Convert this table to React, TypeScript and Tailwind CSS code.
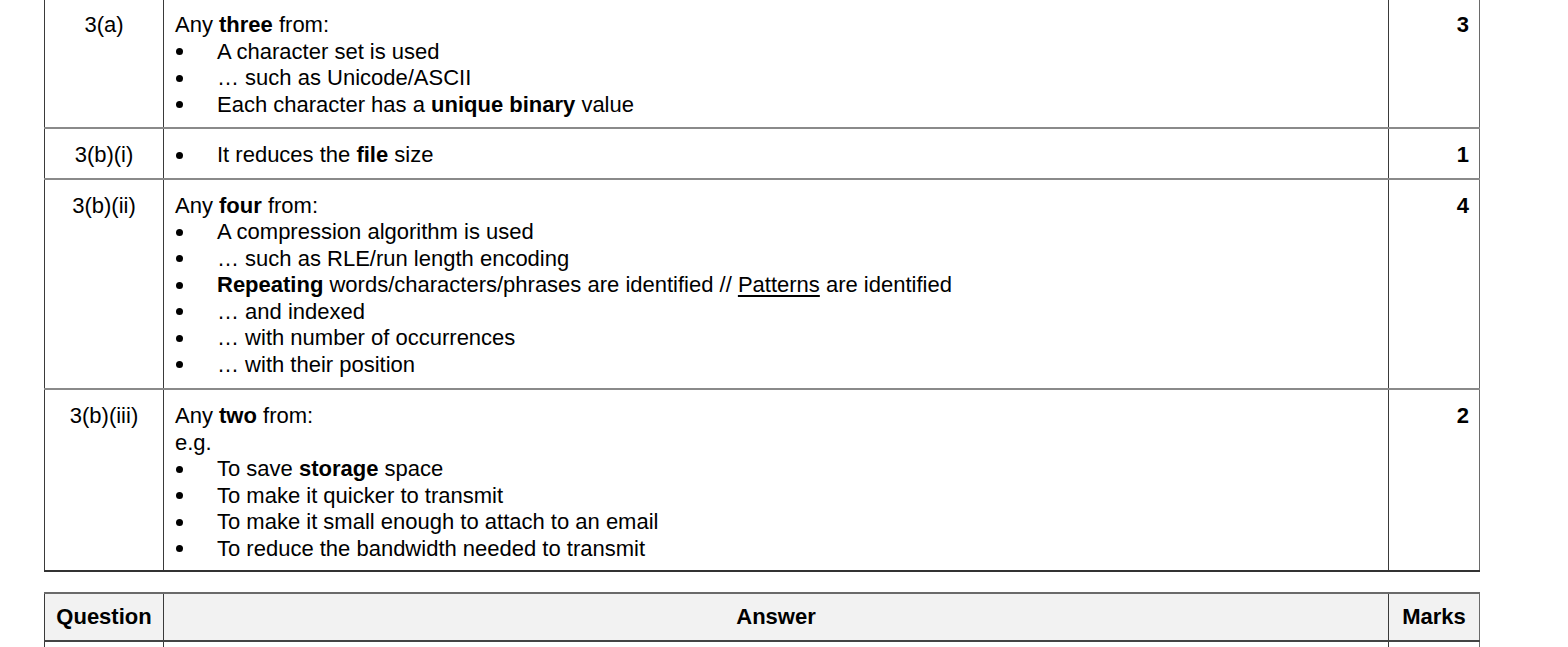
import type { ReactNode } from "react";

type Row = { q: string; marks: string; body: ReactNode; pb: string };

function Bullet({ children }: { children: ReactNode }) {
  return (
    <div className="flex">
      <span className="flex w-[42px] shrink-0 items-center pl-[1px]">
        <span className="block h-[7px] w-[7px] rounded-full bg-black" />
      </span>
      <span>{children}</span>
    </div>
  );
}

const rows: Row[] = [
  {
    q: "3(a)",
    marks: "3",
    pb: "pb-[9px]",
    body: (
      <>
        <div>
          Any <b>three</b> from:
        </div>
        <Bullet>A character set is used</Bullet>
        <Bullet>… such as Unicode/ASCII</Bullet>
        <Bullet>
          Each character has a <b>unique binary</b> value
        </Bullet>
      </>
    ),
  },
  {
    q: "3(b)(i)",
    marks: "1",
    pb: "pb-[9px]",
    body: (
      <Bullet>
        It reduces the <b>file</b> size
      </Bullet>
    ),
  },
  {
    q: "3(b)(ii)",
    marks: "4",
    pb: "pb-[10px]",
    body: (
      <>
        <div>
          Any <b>four</b> from:
        </div>
        <Bullet>A compression algorithm is used</Bullet>
        <Bullet>… such as RLE/run length encoding</Bullet>
        <Bullet>
          <b>Repeating</b> words/characters/phrases are identified // <u className="underline-offset-[3px]">Patterns</u> are identified
        </Bullet>
        <Bullet>… and indexed</Bullet>
        <Bullet>… with number of occurrences</Bullet>
        <Bullet>… with their position</Bullet>
      </>
    ),
  },
  {
    q: "3(b)(iii)",
    marks: "2",
    pb: "pb-[8px]",
    body: (
      <>
        <div>
          Any <b>two</b> from:
        </div>
        <div>e.g.</div>
        <Bullet>
          To save <b>storage</b> space
        </Bullet>
        <Bullet>To make it quicker to transmit</Bullet>
        <Bullet>To make it small enough to attach to an email</Bullet>
        <Bullet>To reduce the bandwidth needed to transmit</Bullet>
      </>
    ),
  },
];

export default function App() {
  return (
    <div className="h-[647px] overflow-hidden bg-white pl-[44px] font-['Liberation_Sans',Arial,sans-serif] text-[22px] leading-[26.5px] text-black">
      <div className="-mt-[3px] w-[1436px] border-t-2 border-[#8a8a8a]">
        {rows.map((r, i) => (
          <div
            key={r.q}
            className={`grid grid-cols-[120px_1225px_91px] border-b-2 ${
              i === rows.length - 1 ? "border-[#333]" : "border-[#8a8a8a]"
            }`}
          >
            <div className={`border-l border-r border-[#3a3a3a] pt-[13px] text-center ${r.pb}`}>{r.q}</div>
            <div className={`border-r border-[#3a3a3a] pt-[13px] pl-[11px] ${r.pb}`}>{r.body}</div>
            <div className={`border-r border-[#6a6a6a] pt-[13px] pr-[10px] text-right font-bold ${r.pb}`}>{r.marks}</div>
          </div>
        ))}
      </div>

      <div className="mt-[20px] w-[1436px] border-t-2 border-[#6a6a6a]">
        <div className="grid grid-cols-[120px_1225px_91px] border-b-2 border-[#444] bg-[#f2f2f2] font-bold">
          <div className="border-l border-r border-[#3a3a3a] pt-[10px] pb-[9px] text-center">Question</div>
          <div className="border-r border-[#3a3a3a] pt-[10px] pb-[9px] text-center">Answer</div>
          <div className="border-r border-[#6a6a6a] pt-[10px] pb-[9px] text-center">Marks</div>
        </div>
        <div className="grid h-[40px] grid-cols-[120px_1225px_91px]">
          <div className="border-l border-r border-[#3a3a3a]" />
          <div className="border-r border-[#3a3a3a]" />
          <div className="border-r border-[#6a6a6a]" />
        </div>
      </div>
    </div>
  );
}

===============

* [Required task] Pictures are excluded; output everything else in the data verbatim.

* [Task solution]
Convert this table to React, TypeScript and Tailwind CSS code.
import type { ReactNode } from "react";

type Row = { q: string; marks: string; body: ReactNode; pb: string };

function Bullet({ children }: { children: ReactNode }) {
  return (
    <div className="flex">
      <span className="flex w-[42px] shrink-0 items-center pl-[1px]">
        <span className="block h-[7px] w-[7px] rounded-full bg-black" />
      </span>
      <span>{children}</span>
    </div>
  );
}

const rows: Row[] = [
  {
    q: "3(a)",
    marks: "3",
    pb: "pb-[9px]",
    body: (
      <>
        <div>
          Any <b>three</b> from:
        </div>
        <Bullet>A character set is used</Bullet>
        <Bullet>… such as Unicode/ASCII</Bullet>
        <Bullet>
          Each character has a <b>unique binary</b> value
        </Bullet>
      </>
    ),
  },
  {
    q: "3(b)(i)",
    marks: "1",
    pb: "pb-[9px]",
    body: (
      <Bullet>
        It reduces the <b>file</b> size
      </Bullet>
    ),
  },
  {
    q: "3(b)(ii)",
    marks: "4",
    pb: "pb-[10px]",
    body: (
      <>
        <div>
          Any <b>four</b> from:
        </div>
        <Bullet>A compression algorithm is used</Bullet>
        <Bullet>… such as RLE/run length encoding</Bullet>
        <Bullet>
          <b>Repeating</b> words/characters/phrases are identified // <u className="underline-offset-[3px]">Patterns</u> are identified
        </Bullet>
        <Bullet>… and indexed</Bullet>
        <Bullet>… with number of occurrences</Bullet>
        <Bullet>… with their position</Bullet>
      </>
    ),
  },
  {
    q: "3(b)(iii)",
    marks: "2",
    pb: "pb-[8px]",
    body: (
      <>
        <div>
          Any <b>two</b> from:
        </div>
        <div>e.g.</div>
        <Bullet>
          To save <b>storage</b> space
        </Bullet>
        <Bullet>To make it quicker to transmit</Bullet>
        <Bullet>To make it small enough to attach to an email</Bullet>
        <Bullet>To reduce the bandwidth needed to transmit</Bullet>
      </>
    ),
  },
];

export default function App() {
  return (
    <div className="h-[647px] overflow-hidden bg-white pl-[44px] font-['Liberation_Sans',Arial,sans-serif] text-[22px] leading-[26.5px] text-black">
      <div className="-mt-[3px] w-[1436px] border-t-2 border-[#8a8a8a]">
        {rows.map((r, i) => (
          <div
            key={r.q}
            className={`grid grid-cols-[120px_1225px_91px] border-b-2 ${
              i === rows.length - 1 ? "border-[#333]" : "border-[#8a8a8a]"
            }`}
          >
            <div className={`border-l border-r border-[#3a3a3a] pt-[13px] text-center ${r.pb}`}>{r.q}</div>
            <div className={`border-r border-[#3a3a3a] pt-[13px] pl-[11px] ${r.pb}`}>{r.body}</div>
            <div className={`border-r border-[#6a6a6a] pt-[13px] pr-[10px] text-right font-bold ${r.pb}`}>{r.marks}</div>
          </div>
        ))}
      </div>

      <div className="mt-[20px] w-[1436px] border-t-2 border-[#6a6a6a]">
        <div className="grid grid-cols-[120px_1225px_91px] border-b-2 border-[#444] bg-[#f2f2f2] font-bold">
          <div className="border-l border-r border-[#3a3a3a] pt-[10px] pb-[9px] text-center">Question</div>
          <div className="border-r border-[#3a3a3a] pt-[10px] pb-[9px] text-center">Answer</div>
          <div className="border-r border-[#6a6a6a] pt-[10px] pb-[9px] text-center">Marks</div>
        </div>
        <div className="grid h-[40px] grid-cols-[120px_1225px_91px]">
          <div className="border-l border-r border-[#3a3a3a]" />
          <div className="border-r border-[#3a3a3a]" />
          <div className="border-r border-[#6a6a6a]" />
        </div>
      </div>
    </div>
  );
}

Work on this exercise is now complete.